Foucault's Pendulum - Comparison With Other Writings

Comparison With Other Writings

Foucault's Pendulum has been called "the thinking person's Da Vinci Code". The parchment that sparks the Plan and its multiple possible interpretations, plays a similar role to the parchments in the Rennes-le-Château story propelled to global prominence by Brown's novel and, earlier, in The Holy Blood and the Holy Grail, from which Brown drew inspiration. Eco's novel, which predated the Brown phenomenon by more than a decade, similarly concerns itself with the Knights Templar, complex conspiracies, secret codes, the Holy Blood conundrum (if mentioned only in passing) and even includes a chase around the monuments of Paris. It does so, however, from a much more critical perspective: it is more a satire on the futility of conspiracy theories and those who believe them, rather than an attempt to proliferate such beliefs.

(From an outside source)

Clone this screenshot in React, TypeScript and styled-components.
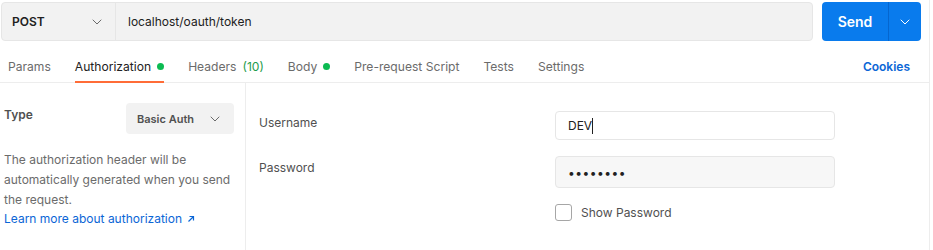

Asked whether he had read the Brown novel, Eco replied:

I was obliged to read it because everybody was asking me about it. My answer is that Dan Brown is one of the characters in my novel Foucault’s Pendulum, which is about people who start believing in occult stuff.
- But you yourself seem interested in the kabbalah, alchemy and other occult practices explored in the novel.
No. In Foucault’s Pendulum I wrote the grotesque representation of these kind of people. So Dan Brown is one of my creatures.

Eco was himself inspired by the great Argentine writer Jorge Luis Borges, in particular the latter's renowned short story "Tlön, Uqbar, Orbis Tertius". Eco's earlier best-seller The Name of the Rose was similarly indebted to Borges - this time "The Library of Babel" - as Eco tacitly acknowledges by assigning a key role to a blind monk called Jorge de Burgos, named in homage to the blind Argentine.

Foucault's Pendulum also bears a number of similarities to Eco's own experiences and writing. The character of Belbo was brought up in, and refers to many times, the region of Piedmont in Northern Italy. In an article compiled in Faith In Fakes, Eco refers to his own visit to a Candomblé ceremony in Brazil, reminiscent of the episode in the novel, and also describes a French ethnologist, Roger Bastide who bears resemblance to the character of Agliè.

The American newspaper The Boston Globe claimed that "one can trace a lineage from Robert Anton Wilson's Illuminati trilogy to Umberto Eco's Foucault's Pendulum". The Illuminatus! Trilogy was written thirteen years before Foucault's Pendulum. George Johnson wrote on the similarity of the two books, that "both works were written tongue in cheek, with a high sense of irony."